Provided material =
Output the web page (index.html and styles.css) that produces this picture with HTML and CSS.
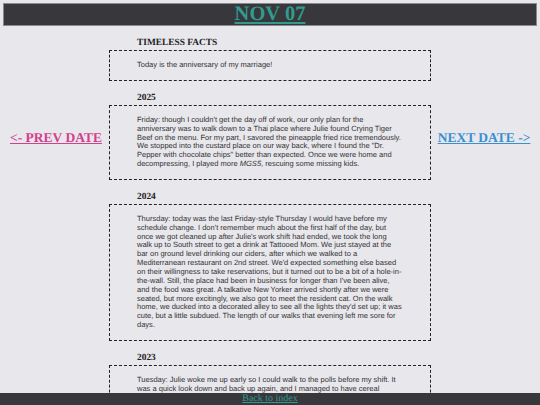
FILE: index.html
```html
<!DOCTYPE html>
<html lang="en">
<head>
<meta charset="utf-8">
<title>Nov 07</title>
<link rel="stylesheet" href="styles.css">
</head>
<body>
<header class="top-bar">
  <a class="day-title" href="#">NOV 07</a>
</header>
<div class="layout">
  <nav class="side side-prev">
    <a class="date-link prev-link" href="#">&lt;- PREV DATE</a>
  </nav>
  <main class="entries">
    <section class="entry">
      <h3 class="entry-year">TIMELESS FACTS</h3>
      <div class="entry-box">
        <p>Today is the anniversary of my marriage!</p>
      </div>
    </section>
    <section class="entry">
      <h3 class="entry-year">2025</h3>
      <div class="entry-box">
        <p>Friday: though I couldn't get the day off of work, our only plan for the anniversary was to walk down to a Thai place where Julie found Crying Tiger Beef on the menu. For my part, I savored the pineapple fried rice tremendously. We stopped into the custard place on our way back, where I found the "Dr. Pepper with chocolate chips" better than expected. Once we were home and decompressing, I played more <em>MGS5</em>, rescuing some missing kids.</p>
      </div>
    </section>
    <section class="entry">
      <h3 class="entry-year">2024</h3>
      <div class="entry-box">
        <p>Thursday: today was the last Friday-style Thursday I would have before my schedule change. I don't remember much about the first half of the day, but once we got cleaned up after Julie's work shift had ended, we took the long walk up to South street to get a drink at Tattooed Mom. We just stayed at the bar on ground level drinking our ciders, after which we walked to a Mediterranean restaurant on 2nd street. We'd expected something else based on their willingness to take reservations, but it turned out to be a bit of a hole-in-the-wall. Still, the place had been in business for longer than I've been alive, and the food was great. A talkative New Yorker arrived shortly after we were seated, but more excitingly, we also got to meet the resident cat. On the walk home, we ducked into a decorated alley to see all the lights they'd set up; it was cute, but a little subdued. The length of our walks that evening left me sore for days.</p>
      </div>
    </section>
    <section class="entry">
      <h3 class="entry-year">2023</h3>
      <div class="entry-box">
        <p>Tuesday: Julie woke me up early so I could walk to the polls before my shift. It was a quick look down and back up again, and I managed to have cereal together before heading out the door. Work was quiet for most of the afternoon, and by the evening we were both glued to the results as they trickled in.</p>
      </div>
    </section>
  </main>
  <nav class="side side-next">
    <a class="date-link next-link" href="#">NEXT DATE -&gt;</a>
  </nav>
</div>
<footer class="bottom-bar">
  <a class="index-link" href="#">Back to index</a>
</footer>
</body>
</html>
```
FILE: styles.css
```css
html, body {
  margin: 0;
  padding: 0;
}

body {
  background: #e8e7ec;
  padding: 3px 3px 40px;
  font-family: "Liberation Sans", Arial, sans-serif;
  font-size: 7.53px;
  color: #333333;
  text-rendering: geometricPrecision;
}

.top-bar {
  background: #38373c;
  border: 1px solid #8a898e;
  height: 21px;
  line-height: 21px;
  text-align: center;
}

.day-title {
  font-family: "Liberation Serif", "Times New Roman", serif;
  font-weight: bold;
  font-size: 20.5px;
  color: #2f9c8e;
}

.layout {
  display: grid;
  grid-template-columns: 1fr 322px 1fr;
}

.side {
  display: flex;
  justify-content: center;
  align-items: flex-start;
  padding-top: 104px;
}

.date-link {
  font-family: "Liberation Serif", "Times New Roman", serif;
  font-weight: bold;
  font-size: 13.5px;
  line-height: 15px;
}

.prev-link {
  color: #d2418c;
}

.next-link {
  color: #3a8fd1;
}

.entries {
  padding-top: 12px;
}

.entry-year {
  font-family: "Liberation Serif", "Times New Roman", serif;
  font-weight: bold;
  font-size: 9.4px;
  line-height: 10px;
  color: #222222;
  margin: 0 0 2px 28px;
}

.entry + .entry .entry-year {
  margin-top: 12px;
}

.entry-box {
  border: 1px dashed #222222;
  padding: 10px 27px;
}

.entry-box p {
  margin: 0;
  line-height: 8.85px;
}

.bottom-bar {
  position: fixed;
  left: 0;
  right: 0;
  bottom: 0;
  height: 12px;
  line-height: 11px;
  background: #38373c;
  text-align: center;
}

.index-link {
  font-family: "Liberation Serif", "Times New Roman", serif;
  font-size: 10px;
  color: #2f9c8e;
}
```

Problem description = Repeat the listing above exactly, with no pictures.

Exercise output =
Output the web page (index.html and styles.css) that produces this picture with HTML and CSS.
FILE: index.html
```html
<!DOCTYPE html>
<html lang="en">
<head>
<meta charset="utf-8">
<title>Nov 07</title>
<link rel="stylesheet" href="styles.css">
</head>
<body>
<header class="top-bar">
  <a class="day-title" href="#">NOV 07</a>
</header>
<div class="layout">
  <nav class="side side-prev">
    <a class="date-link prev-link" href="#">&lt;- PREV DATE</a>
  </nav>
  <main class="entries">
    <section class="entry">
      <h3 class="entry-year">TIMELESS FACTS</h3>
      <div class="entry-box">
        <p>Today is the anniversary of my marriage!</p>
      </div>
    </section>
    <section class="entry">
      <h3 class="entry-year">2025</h3>
      <div class="entry-box">
        <p>Friday: though I couldn't get the day off of work, our only plan for the anniversary was to walk down to a Thai place where Julie found Crying Tiger Beef on the menu. For my part, I savored the pineapple fried rice tremendously. We stopped into the custard place on our way back, where I found the "Dr. Pepper with chocolate chips" better than expected. Once we were home and decompressing, I played more <em>MGS5</em>, rescuing some missing kids.</p>
      </div>
    </section>
    <section class="entry">
      <h3 class="entry-year">2024</h3>
      <div class="entry-box">
        <p>Thursday: today was the last Friday-style Thursday I would have before my schedule change. I don't remember much about the first half of the day, but once we got cleaned up after Julie's work shift had ended, we took the long walk up to South street to get a drink at Tattooed Mom. We just stayed at the bar on ground level drinking our ciders, after which we walked to a Mediterranean restaurant on 2nd street. We'd expected something else based on their willingness to take reservations, but it turned out to be a bit of a hole-in-the-wall. Still, the place had been in business for longer than I've been alive, and the food was great. A talkative New Yorker arrived shortly after we were seated, but more excitingly, we also got to meet the resident cat. On the walk home, we ducked into a decorated alley to see all the lights they'd set up; it was cute, but a little subdued. The length of our walks that evening left me sore for days.</p>
      </div>
    </section>
    <section class="entry">
      <h3 class="entry-year">2023</h3>
      <div class="entry-box">
        <p>Tuesday: Julie woke me up early so I could walk to the polls before my shift. It was a quick look down and back up again, and I managed to have cereal together before heading out the door. Work was quiet for most of the afternoon, and by the evening we were both glued to the results as they trickled in.</p>
      </div>
    </section>
  </main>
  <nav class="side side-next">
    <a class="date-link next-link" href="#">NEXT DATE -&gt;</a>
  </nav>
</div>
<footer class="bottom-bar">
  <a class="index-link" href="#">Back to index</a>
</footer>
</body>
</html>
```
FILE: styles.css
```css
html, body {
  margin: 0;
  padding: 0;
}

body {
  background: #e8e7ec;
  padding: 3px 3px 40px;
  font-family: "Liberation Sans", Arial, sans-serif;
  font-size: 7.53px;
  color: #333333;
  text-rendering: geometricPrecision;
}

.top-bar {
  background: #38373c;
  border: 1px solid #8a898e;
  height: 21px;
  line-height: 21px;
  text-align: center;
}

.day-title {
  font-family: "Liberation Serif", "Times New Roman", serif;
  font-weight: bold;
  font-size: 20.5px;
  color: #2f9c8e;
}

.layout {
  display: grid;
  grid-template-columns: 1fr 322px 1fr;
}

.side {
  display: flex;
  justify-content: center;
  align-items: flex-start;
  padding-top: 104px;
}

.date-link {
  font-family: "Liberation Serif", "Times New Roman", serif;
  font-weight: bold;
  font-size: 13.5px;
  line-height: 15px;
}

.prev-link {
  color: #d2418c;
}

.next-link {
  color: #3a8fd1;
}

.entries {
  padding-top: 12px;
}

.entry-year {
  font-family: "Liberation Serif", "Times New Roman", serif;
  font-weight: bold;
  font-size: 9.4px;
  line-height: 10px;
  color: #222222;
  margin: 0 0 2px 28px;
}

.entry + .entry .entry-year {
  margin-top: 12px;
}

.entry-box {
  border: 1px dashed #222222;
  padding: 10px 27px;
}

.entry-box p {
  margin: 0;
  line-height: 8.85px;
}

.bottom-bar {
  position: fixed;
  left: 0;
  right: 0;
  bottom: 0;
  height: 12px;
  line-height: 11px;
  background: #38373c;
  text-align: center;
}

.index-link {
  font-family: "Liberation Serif", "Times New Roman", serif;
  font-size: 10px;
  color: #2f9c8e;
}
```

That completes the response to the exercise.